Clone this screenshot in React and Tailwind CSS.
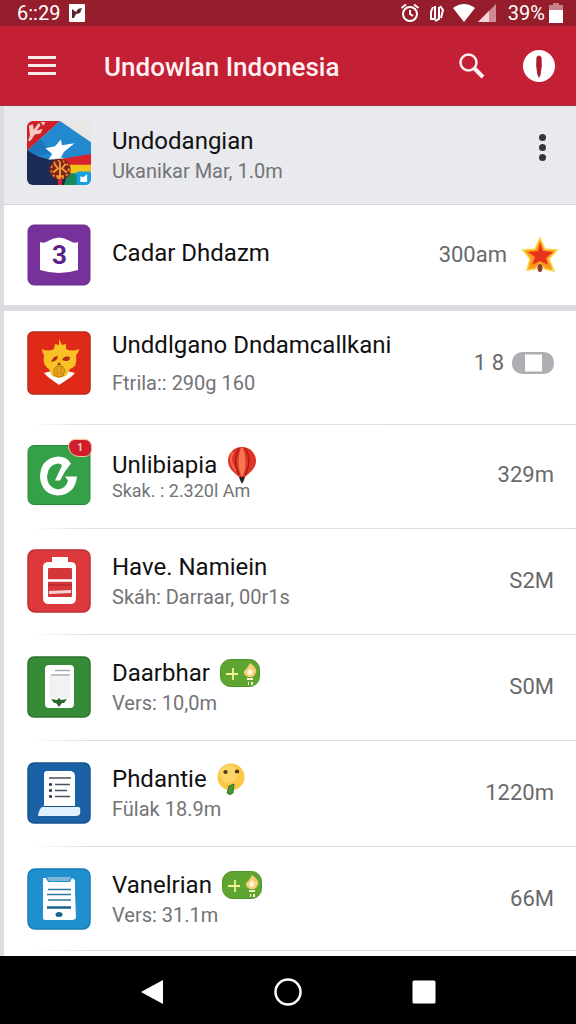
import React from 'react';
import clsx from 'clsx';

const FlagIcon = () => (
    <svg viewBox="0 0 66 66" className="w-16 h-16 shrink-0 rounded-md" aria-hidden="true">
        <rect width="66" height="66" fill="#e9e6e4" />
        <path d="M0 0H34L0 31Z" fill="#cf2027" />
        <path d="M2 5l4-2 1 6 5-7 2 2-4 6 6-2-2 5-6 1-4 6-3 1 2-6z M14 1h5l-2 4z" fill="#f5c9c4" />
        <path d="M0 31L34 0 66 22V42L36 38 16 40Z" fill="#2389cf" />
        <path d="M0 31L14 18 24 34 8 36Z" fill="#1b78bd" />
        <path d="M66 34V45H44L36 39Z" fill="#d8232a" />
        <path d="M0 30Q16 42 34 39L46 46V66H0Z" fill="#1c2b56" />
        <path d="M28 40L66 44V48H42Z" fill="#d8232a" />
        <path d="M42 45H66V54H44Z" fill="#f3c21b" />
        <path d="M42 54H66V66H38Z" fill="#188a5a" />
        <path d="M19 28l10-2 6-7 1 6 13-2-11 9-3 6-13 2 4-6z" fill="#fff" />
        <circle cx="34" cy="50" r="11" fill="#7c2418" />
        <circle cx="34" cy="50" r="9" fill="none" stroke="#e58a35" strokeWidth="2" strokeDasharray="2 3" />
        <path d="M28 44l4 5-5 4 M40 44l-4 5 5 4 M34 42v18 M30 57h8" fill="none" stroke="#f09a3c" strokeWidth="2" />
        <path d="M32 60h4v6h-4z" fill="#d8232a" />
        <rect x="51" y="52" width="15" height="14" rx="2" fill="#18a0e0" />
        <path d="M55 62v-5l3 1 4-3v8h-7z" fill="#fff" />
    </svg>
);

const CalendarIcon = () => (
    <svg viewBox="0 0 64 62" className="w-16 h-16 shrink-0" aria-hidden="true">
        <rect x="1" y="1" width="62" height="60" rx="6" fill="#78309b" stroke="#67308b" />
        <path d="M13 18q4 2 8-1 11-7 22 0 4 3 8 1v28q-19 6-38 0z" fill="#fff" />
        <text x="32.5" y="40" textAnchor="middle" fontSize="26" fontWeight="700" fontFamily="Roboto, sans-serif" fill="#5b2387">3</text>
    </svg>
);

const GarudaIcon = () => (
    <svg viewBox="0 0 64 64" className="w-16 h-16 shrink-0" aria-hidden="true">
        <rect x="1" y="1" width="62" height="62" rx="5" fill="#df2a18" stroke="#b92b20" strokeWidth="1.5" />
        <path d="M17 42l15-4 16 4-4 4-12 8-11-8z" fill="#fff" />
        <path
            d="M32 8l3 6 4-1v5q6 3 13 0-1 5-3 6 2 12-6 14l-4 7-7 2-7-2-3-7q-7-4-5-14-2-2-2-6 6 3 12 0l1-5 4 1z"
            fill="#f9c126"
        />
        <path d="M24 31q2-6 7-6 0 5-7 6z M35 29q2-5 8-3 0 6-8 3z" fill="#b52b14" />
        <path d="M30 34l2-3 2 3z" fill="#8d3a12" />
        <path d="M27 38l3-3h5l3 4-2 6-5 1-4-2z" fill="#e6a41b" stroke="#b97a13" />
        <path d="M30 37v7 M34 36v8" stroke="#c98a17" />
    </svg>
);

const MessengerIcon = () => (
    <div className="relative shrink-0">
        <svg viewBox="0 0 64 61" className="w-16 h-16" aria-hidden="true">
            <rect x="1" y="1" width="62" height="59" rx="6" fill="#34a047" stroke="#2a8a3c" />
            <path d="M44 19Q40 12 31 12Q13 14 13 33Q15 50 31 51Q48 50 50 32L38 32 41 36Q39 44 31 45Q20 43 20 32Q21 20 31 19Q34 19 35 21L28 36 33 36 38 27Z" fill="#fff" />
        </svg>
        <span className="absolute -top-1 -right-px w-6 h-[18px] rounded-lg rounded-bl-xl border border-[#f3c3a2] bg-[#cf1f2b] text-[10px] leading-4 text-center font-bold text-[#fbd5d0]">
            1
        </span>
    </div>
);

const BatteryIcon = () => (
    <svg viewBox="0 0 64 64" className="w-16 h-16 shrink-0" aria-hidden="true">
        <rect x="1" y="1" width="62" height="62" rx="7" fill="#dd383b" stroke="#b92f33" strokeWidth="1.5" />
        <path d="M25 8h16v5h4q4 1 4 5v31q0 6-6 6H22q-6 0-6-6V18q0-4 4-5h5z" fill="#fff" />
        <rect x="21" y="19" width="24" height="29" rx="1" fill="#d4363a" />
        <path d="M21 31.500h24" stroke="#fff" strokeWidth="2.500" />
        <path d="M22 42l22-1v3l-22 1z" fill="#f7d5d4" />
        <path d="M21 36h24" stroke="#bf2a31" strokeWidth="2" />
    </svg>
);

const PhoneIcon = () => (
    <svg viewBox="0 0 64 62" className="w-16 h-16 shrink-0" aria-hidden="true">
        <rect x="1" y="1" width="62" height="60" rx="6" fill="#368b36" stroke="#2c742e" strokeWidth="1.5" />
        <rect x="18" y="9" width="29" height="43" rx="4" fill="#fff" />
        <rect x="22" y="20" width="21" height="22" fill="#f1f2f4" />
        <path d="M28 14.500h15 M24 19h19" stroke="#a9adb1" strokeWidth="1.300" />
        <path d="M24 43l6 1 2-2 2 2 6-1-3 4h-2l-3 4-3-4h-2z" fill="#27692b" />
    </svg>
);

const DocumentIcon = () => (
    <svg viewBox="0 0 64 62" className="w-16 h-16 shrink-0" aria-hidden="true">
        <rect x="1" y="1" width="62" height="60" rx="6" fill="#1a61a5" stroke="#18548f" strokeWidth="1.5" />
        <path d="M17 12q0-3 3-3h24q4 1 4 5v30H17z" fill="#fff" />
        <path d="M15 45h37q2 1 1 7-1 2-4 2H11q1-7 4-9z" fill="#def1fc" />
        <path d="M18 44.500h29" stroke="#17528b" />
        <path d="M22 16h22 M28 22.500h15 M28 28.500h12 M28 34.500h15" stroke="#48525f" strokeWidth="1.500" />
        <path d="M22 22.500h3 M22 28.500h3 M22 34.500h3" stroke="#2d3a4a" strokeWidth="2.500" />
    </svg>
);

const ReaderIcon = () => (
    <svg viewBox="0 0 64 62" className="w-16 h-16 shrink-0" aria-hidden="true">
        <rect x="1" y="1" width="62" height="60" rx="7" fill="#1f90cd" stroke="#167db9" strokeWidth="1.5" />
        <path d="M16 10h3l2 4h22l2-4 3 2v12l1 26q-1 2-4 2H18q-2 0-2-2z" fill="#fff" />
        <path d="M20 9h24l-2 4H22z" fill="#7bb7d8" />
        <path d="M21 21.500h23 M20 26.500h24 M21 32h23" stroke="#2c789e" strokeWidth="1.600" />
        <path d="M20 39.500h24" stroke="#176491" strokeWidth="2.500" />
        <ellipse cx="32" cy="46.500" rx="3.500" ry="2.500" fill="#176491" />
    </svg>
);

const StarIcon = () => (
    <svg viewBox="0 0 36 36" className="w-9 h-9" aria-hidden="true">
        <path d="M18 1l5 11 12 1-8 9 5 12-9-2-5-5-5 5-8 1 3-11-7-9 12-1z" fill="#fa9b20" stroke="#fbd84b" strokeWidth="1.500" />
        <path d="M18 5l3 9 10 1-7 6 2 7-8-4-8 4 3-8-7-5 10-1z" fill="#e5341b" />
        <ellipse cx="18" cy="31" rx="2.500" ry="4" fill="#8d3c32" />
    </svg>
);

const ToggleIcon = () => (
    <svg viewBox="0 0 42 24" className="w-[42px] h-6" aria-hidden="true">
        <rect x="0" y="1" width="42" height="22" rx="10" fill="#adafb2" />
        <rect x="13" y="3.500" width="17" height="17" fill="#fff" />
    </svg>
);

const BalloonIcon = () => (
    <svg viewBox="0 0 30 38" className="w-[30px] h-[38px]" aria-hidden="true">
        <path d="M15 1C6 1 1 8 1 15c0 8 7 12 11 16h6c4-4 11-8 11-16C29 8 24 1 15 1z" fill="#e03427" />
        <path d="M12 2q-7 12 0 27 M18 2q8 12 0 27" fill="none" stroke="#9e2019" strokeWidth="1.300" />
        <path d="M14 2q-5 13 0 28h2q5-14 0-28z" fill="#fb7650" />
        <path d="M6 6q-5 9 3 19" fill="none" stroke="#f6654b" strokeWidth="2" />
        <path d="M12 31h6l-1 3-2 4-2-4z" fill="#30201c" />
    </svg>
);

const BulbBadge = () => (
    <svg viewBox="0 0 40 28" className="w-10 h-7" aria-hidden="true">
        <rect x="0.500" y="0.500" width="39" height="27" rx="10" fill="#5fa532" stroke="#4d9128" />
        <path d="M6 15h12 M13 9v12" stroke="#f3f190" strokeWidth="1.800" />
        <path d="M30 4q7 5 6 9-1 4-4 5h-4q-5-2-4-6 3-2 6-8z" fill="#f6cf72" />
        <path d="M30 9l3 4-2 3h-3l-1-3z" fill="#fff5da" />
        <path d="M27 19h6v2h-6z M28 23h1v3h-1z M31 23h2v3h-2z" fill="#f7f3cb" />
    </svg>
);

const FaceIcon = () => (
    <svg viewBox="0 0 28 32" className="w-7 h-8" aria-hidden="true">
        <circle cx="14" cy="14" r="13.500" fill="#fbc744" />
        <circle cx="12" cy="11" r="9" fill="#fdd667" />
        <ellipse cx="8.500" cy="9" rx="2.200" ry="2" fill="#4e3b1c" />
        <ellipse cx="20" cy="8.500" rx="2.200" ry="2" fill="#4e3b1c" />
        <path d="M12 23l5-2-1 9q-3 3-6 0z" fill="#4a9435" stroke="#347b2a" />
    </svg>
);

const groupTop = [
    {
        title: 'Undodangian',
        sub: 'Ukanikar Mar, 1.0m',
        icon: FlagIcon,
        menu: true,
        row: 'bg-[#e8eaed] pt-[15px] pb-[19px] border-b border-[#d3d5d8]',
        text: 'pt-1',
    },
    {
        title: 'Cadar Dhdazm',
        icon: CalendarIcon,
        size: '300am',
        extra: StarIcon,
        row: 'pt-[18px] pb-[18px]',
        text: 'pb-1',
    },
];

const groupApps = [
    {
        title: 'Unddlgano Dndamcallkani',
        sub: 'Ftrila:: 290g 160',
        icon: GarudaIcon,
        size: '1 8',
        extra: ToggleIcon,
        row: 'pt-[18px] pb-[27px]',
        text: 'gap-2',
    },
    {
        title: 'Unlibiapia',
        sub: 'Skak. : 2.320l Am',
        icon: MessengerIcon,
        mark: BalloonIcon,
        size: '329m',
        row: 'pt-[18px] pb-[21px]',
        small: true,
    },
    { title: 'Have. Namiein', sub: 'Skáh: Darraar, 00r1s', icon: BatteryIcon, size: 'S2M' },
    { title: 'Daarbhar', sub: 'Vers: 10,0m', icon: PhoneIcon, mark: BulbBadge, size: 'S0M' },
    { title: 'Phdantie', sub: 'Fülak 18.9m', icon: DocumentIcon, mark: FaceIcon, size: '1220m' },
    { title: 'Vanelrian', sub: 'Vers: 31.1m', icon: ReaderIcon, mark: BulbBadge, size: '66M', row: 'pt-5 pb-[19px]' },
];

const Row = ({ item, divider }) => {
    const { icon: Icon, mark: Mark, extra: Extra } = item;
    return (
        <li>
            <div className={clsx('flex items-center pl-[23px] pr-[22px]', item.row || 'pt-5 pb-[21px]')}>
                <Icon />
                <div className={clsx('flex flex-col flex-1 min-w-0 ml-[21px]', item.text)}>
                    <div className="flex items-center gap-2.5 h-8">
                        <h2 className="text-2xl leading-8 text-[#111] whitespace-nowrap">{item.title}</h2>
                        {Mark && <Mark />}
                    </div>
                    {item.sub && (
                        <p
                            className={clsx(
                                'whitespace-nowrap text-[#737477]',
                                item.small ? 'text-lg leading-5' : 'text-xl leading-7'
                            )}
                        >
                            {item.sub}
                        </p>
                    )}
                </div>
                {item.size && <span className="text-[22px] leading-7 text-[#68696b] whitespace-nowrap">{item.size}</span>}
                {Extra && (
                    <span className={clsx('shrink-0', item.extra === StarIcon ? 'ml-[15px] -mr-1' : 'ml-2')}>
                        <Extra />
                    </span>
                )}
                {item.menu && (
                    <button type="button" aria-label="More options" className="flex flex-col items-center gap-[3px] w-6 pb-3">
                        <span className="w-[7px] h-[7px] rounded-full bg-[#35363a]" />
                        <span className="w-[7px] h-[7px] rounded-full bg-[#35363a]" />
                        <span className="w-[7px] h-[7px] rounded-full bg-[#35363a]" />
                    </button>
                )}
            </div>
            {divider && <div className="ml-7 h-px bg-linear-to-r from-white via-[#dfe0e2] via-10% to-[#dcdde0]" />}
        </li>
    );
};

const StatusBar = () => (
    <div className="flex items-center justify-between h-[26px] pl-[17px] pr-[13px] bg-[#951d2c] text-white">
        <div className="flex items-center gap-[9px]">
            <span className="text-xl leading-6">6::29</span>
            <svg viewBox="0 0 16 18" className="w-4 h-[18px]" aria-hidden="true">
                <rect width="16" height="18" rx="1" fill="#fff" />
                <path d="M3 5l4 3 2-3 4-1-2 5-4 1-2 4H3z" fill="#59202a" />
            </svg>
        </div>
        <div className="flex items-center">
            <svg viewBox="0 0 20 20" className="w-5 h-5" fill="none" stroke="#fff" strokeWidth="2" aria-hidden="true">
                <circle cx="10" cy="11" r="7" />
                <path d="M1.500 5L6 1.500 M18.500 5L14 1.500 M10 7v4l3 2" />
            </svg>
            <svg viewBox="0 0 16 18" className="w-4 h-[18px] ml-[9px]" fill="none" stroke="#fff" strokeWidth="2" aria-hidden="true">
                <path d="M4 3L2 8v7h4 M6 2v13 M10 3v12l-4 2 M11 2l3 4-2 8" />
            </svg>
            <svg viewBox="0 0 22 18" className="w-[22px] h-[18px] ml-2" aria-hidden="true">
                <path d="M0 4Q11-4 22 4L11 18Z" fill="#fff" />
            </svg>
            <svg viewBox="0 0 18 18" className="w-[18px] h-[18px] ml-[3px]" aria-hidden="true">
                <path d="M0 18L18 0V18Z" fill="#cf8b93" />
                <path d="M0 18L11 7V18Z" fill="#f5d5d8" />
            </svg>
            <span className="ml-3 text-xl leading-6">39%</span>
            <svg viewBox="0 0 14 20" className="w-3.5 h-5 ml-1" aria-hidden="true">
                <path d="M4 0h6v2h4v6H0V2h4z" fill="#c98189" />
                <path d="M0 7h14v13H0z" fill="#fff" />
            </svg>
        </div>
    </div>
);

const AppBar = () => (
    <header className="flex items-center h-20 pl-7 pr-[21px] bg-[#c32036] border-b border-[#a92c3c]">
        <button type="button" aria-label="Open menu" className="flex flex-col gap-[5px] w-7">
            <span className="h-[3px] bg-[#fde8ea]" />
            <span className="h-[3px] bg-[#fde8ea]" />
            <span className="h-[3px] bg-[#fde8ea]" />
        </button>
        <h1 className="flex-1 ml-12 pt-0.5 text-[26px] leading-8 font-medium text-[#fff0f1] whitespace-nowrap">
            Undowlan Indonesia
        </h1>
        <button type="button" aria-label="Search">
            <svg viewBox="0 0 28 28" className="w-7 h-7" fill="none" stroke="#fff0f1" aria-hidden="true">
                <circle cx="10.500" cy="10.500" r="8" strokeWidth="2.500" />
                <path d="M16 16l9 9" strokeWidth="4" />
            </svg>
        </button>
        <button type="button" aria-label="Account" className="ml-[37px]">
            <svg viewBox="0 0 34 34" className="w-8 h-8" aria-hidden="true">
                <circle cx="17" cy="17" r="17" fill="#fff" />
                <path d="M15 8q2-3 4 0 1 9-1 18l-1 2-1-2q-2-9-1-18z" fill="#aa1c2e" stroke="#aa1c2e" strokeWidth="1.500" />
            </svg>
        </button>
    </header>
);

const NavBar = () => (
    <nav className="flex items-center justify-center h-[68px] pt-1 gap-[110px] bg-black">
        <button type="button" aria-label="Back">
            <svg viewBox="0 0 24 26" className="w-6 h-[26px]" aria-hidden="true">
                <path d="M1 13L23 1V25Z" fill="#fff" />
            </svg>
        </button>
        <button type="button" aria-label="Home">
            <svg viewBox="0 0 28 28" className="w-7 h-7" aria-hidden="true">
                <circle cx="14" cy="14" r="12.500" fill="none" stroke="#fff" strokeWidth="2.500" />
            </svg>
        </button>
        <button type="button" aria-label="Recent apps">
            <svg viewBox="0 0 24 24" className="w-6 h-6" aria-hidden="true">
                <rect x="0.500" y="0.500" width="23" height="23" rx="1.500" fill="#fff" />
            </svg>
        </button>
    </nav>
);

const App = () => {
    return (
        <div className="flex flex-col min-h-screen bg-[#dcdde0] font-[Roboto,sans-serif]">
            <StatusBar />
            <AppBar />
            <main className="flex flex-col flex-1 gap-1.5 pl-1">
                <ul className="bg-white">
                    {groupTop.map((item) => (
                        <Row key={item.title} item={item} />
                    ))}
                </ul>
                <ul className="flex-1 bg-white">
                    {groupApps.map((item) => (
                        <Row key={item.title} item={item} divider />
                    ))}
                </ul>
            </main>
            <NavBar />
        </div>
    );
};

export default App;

+ + + + + + +

### Requirements
Write out each line of the listing above, exactly, from its first line to the line holding "import clsx from 'clsx';", inclusive. Skip the pictures.

### Full answer
Clone this screenshot in React and Tailwind CSS.
import React from 'react';
import clsx from 'clsx';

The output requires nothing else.